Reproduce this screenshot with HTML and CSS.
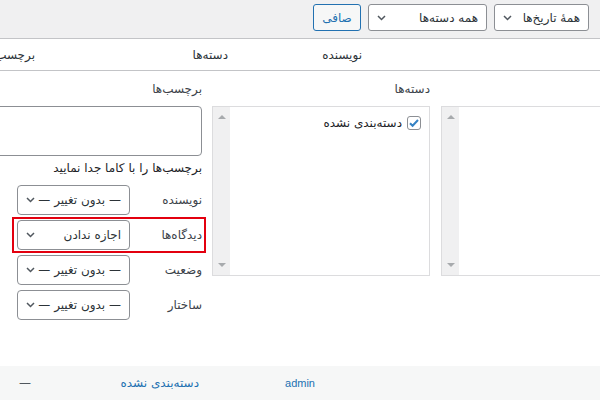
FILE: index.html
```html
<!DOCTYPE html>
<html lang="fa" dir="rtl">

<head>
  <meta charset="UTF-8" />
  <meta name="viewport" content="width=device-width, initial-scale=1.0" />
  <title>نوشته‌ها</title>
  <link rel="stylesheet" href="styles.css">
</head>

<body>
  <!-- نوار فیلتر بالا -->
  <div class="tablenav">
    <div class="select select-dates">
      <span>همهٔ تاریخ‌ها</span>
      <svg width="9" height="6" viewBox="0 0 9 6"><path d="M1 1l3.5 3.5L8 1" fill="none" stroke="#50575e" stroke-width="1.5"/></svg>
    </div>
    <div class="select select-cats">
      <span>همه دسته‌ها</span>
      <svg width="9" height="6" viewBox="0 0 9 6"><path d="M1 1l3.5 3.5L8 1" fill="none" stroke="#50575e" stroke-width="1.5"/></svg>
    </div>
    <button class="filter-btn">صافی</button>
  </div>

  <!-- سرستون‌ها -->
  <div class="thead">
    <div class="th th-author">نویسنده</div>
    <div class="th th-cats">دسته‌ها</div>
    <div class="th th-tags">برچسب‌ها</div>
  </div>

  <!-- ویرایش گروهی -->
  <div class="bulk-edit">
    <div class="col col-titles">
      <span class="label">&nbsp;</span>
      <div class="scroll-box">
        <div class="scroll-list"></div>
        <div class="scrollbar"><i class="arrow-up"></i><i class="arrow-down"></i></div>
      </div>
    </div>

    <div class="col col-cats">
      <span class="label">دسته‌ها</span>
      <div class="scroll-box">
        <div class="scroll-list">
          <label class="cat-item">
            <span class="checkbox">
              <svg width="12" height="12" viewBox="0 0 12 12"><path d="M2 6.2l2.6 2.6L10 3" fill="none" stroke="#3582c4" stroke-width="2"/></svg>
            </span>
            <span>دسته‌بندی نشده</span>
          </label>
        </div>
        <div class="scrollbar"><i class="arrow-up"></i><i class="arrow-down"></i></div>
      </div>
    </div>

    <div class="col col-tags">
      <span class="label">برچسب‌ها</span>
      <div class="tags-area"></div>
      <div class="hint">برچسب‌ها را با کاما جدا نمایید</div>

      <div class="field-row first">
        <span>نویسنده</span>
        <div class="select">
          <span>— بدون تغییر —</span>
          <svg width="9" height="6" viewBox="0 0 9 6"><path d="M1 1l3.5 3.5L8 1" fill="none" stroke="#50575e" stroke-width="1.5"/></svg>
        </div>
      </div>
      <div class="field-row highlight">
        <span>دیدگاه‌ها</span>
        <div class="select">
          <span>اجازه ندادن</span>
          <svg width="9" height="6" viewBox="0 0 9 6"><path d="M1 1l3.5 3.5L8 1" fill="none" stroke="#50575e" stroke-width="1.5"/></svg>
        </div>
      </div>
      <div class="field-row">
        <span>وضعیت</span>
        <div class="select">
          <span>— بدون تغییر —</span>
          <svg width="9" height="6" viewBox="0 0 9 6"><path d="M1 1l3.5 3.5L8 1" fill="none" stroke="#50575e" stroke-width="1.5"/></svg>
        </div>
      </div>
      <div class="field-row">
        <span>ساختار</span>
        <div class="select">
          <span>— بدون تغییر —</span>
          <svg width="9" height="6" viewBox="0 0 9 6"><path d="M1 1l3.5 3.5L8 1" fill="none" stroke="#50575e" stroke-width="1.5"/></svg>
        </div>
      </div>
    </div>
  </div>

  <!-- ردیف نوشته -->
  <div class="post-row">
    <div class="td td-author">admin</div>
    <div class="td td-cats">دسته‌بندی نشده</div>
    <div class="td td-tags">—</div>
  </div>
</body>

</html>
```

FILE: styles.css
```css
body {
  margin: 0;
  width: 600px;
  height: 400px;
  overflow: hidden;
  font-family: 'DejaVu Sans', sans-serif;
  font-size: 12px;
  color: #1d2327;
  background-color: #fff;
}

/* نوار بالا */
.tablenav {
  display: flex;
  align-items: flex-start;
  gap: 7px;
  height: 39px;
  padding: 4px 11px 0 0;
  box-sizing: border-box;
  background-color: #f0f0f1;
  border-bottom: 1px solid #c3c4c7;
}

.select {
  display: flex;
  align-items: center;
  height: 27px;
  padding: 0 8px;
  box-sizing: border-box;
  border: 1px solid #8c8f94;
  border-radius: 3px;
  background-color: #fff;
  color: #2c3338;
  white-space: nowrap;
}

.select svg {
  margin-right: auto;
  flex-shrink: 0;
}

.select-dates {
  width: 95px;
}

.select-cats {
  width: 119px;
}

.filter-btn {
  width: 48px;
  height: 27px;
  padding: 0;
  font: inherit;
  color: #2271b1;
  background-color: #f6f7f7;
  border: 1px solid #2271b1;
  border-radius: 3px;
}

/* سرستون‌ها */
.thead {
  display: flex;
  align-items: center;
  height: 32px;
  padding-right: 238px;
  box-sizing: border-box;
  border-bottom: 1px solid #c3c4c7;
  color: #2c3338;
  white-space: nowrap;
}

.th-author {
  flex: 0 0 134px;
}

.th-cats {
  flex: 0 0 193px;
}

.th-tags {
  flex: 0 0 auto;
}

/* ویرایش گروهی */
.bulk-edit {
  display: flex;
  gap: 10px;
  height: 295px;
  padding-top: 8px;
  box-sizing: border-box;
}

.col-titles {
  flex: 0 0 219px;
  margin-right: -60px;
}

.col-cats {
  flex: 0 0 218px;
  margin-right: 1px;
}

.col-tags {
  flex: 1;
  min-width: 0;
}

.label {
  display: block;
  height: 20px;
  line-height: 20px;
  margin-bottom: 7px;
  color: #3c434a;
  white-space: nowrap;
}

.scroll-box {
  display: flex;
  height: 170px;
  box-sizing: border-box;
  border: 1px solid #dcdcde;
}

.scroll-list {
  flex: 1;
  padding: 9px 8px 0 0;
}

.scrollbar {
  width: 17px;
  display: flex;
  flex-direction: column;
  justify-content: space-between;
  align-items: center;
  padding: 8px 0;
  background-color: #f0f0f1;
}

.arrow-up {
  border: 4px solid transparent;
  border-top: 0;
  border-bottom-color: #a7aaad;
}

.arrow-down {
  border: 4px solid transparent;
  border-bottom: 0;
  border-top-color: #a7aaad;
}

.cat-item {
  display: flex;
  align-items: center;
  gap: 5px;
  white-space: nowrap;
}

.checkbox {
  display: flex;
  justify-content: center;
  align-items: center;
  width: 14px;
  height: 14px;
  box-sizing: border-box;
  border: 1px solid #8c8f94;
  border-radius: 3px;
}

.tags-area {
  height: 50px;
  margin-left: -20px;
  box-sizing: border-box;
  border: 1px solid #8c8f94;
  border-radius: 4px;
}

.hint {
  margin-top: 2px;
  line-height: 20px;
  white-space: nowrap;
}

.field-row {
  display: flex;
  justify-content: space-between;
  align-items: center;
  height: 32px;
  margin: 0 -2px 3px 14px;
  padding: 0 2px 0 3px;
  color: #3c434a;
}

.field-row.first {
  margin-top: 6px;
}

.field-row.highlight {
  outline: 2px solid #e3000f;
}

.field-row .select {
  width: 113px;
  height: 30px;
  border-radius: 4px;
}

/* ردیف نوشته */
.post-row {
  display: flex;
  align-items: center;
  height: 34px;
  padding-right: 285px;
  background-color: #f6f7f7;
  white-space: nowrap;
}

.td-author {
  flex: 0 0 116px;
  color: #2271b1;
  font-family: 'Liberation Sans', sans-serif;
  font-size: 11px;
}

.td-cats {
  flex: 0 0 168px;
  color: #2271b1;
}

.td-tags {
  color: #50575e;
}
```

━━━━━━━━━━━━━━━━━━━━━━━━━━━━━━

■ What is required
Reproduce the listing exactly. Leave its pictures out.

■ Solution to this exercise
Reproduce this screenshot with HTML and CSS.
FILE: index.html
```html
<!DOCTYPE html>
<html lang="fa" dir="rtl">

<head>
  <meta charset="UTF-8" />
  <meta name="viewport" content="width=device-width, initial-scale=1.0" />
  <title>نوشته‌ها</title>
  <link rel="stylesheet" href="styles.css">
</head>

<body>
  <!-- نوار فیلتر بالا -->
  <div class="tablenav">
    <div class="select select-dates">
      <span>همهٔ تاریخ‌ها</span>
      <svg width="9" height="6" viewBox="0 0 9 6"><path d="M1 1l3.5 3.5L8 1" fill="none" stroke="#50575e" stroke-width="1.5"/></svg>
    </div>
    <div class="select select-cats">
      <span>همه دسته‌ها</span>
      <svg width="9" height="6" viewBox="0 0 9 6"><path d="M1 1l3.5 3.5L8 1" fill="none" stroke="#50575e" stroke-width="1.5"/></svg>
    </div>
    <button class="filter-btn">صافی</button>
  </div>

  <!-- سرستون‌ها -->
  <div class="thead">
    <div class="th th-author">نویسنده</div>
    <div class="th th-cats">دسته‌ها</div>
    <div class="th th-tags">برچسب‌ها</div>
  </div>

  <!-- ویرایش گروهی -->
  <div class="bulk-edit">
    <div class="col col-titles">
      <span class="label">&nbsp;</span>
      <div class="scroll-box">
        <div class="scroll-list"></div>
        <div class="scrollbar"><i class="arrow-up"></i><i class="arrow-down"></i></div>
      </div>
    </div>

    <div class="col col-cats">
      <span class="label">دسته‌ها</span>
      <div class="scroll-box">
        <div class="scroll-list">
          <label class="cat-item">
            <span class="checkbox">
              <svg width="12" height="12" viewBox="0 0 12 12"><path d="M2 6.2l2.6 2.6L10 3" fill="none" stroke="#3582c4" stroke-width="2"/></svg>
            </span>
            <span>دسته‌بندی نشده</span>
          </label>
        </div>
        <div class="scrollbar"><i class="arrow-up"></i><i class="arrow-down"></i></div>
      </div>
    </div>

    <div class="col col-tags">
      <span class="label">برچسب‌ها</span>
      <div class="tags-area"></div>
      <div class="hint">برچسب‌ها را با کاما جدا نمایید</div>

      <div class="field-row first">
        <span>نویسنده</span>
        <div class="select">
          <span>— بدون تغییر —</span>
          <svg width="9" height="6" viewBox="0 0 9 6"><path d="M1 1l3.5 3.5L8 1" fill="none" stroke="#50575e" stroke-width="1.5"/></svg>
        </div>
      </div>
      <div class="field-row highlight">
        <span>دیدگاه‌ها</span>
        <div class="select">
          <span>اجازه ندادن</span>
          <svg width="9" height="6" viewBox="0 0 9 6"><path d="M1 1l3.5 3.5L8 1" fill="none" stroke="#50575e" stroke-width="1.5"/></svg>
        </div>
      </div>
      <div class="field-row">
        <span>وضعیت</span>
        <div class="select">
          <span>— بدون تغییر —</span>
          <svg width="9" height="6" viewBox="0 0 9 6"><path d="M1 1l3.5 3.5L8 1" fill="none" stroke="#50575e" stroke-width="1.5"/></svg>
        </div>
      </div>
      <div class="field-row">
        <span>ساختار</span>
        <div class="select">
          <span>— بدون تغییر —</span>
          <svg width="9" height="6" viewBox="0 0 9 6"><path d="M1 1l3.5 3.5L8 1" fill="none" stroke="#50575e" stroke-width="1.5"/></svg>
        </div>
      </div>
    </div>
  </div>

  <!-- ردیف نوشته -->
  <div class="post-row">
    <div class="td td-author">admin</div>
    <div class="td td-cats">دسته‌بندی نشده</div>
    <div class="td td-tags">—</div>
  </div>
</body>

</html>
```

FILE: styles.css
```css
body {
  margin: 0;
  width: 600px;
  height: 400px;
  overflow: hidden;
  font-family: 'DejaVu Sans', sans-serif;
  font-size: 12px;
  color: #1d2327;
  background-color: #fff;
}

/* نوار بالا */
.tablenav {
  display: flex;
  align-items: flex-start;
  gap: 7px;
  height: 39px;
  padding: 4px 11px 0 0;
  box-sizing: border-box;
  background-color: #f0f0f1;
  border-bottom: 1px solid #c3c4c7;
}

.select {
  display: flex;
  align-items: center;
  height: 27px;
  padding: 0 8px;
  box-sizing: border-box;
  border: 1px solid #8c8f94;
  border-radius: 3px;
  background-color: #fff;
  color: #2c3338;
  white-space: nowrap;
}

.select svg {
  margin-right: auto;
  flex-shrink: 0;
}

.select-dates {
  width: 95px;
}

.select-cats {
  width: 119px;
}

.filter-btn {
  width: 48px;
  height: 27px;
  padding: 0;
  font: inherit;
  color: #2271b1;
  background-color: #f6f7f7;
  border: 1px solid #2271b1;
  border-radius: 3px;
}

/* سرستون‌ها */
.thead {
  display: flex;
  align-items: center;
  height: 32px;
  padding-right: 238px;
  box-sizing: border-box;
  border-bottom: 1px solid #c3c4c7;
  color: #2c3338;
  white-space: nowrap;
}

.th-author {
  flex: 0 0 134px;
}

.th-cats {
  flex: 0 0 193px;
}

.th-tags {
  flex: 0 0 auto;
}

/* ویرایش گروهی */
.bulk-edit {
  display: flex;
  gap: 10px;
  height: 295px;
  padding-top: 8px;
  box-sizing: border-box;
}

.col-titles {
  flex: 0 0 219px;
  margin-right: -60px;
}

.col-cats {
  flex: 0 0 218px;
  margin-right: 1px;
}

.col-tags {
  flex: 1;
  min-width: 0;
}

.label {
  display: block;
  height: 20px;
  line-height: 20px;
  margin-bottom: 7px;
  color: #3c434a;
  white-space: nowrap;
}

.scroll-box {
  display: flex;
  height: 170px;
  box-sizing: border-box;
  border: 1px solid #dcdcde;
}

.scroll-list {
  flex: 1;
  padding: 9px 8px 0 0;
}

.scrollbar {
  width: 17px;
  display: flex;
  flex-direction: column;
  justify-content: space-between;
  align-items: center;
  padding: 8px 0;
  background-color: #f0f0f1;
}

.arrow-up {
  border: 4px solid transparent;
  border-top: 0;
  border-bottom-color: #a7aaad;
}

.arrow-down {
  border: 4px solid transparent;
  border-bottom: 0;
  border-top-color: #a7aaad;
}

.cat-item {
  display: flex;
  align-items: center;
  gap: 5px;
  white-space: nowrap;
}

.checkbox {
  display: flex;
  justify-content: center;
  align-items: center;
  width: 14px;
  height: 14px;
  box-sizing: border-box;
  border: 1px solid #8c8f94;
  border-radius: 3px;
}

.tags-area {
  height: 50px;
  margin-left: -20px;
  box-sizing: border-box;
  border: 1px solid #8c8f94;
  border-radius: 4px;
}

.hint {
  margin-top: 2px;
  line-height: 20px;
  white-space: nowrap;
}

.field-row {
  display: flex;
  justify-content: space-between;
  align-items: center;
  height: 32px;
  margin: 0 -2px 3px 14px;
  padding: 0 2px 0 3px;
  color: #3c434a;
}

.field-row.first {
  margin-top: 6px;
}

.field-row.highlight {
  outline: 2px solid #e3000f;
}

.field-row .select {
  width: 113px;
  height: 30px;
  border-radius: 4px;
}

/* ردیف نوشته */
.post-row {
  display: flex;
  align-items: center;
  height: 34px;
  padding-right: 285px;
  background-color: #f6f7f7;
  white-space: nowrap;
}

.td-author {
  flex: 0 0 116px;
  color: #2271b1;
  font-family: 'Liberation Sans', sans-serif;
  font-size: 11px;
}

.td-cats {
  flex: 0 0 168px;
  color: #2271b1;
}

.td-tags {
  color: #50575e;
}
```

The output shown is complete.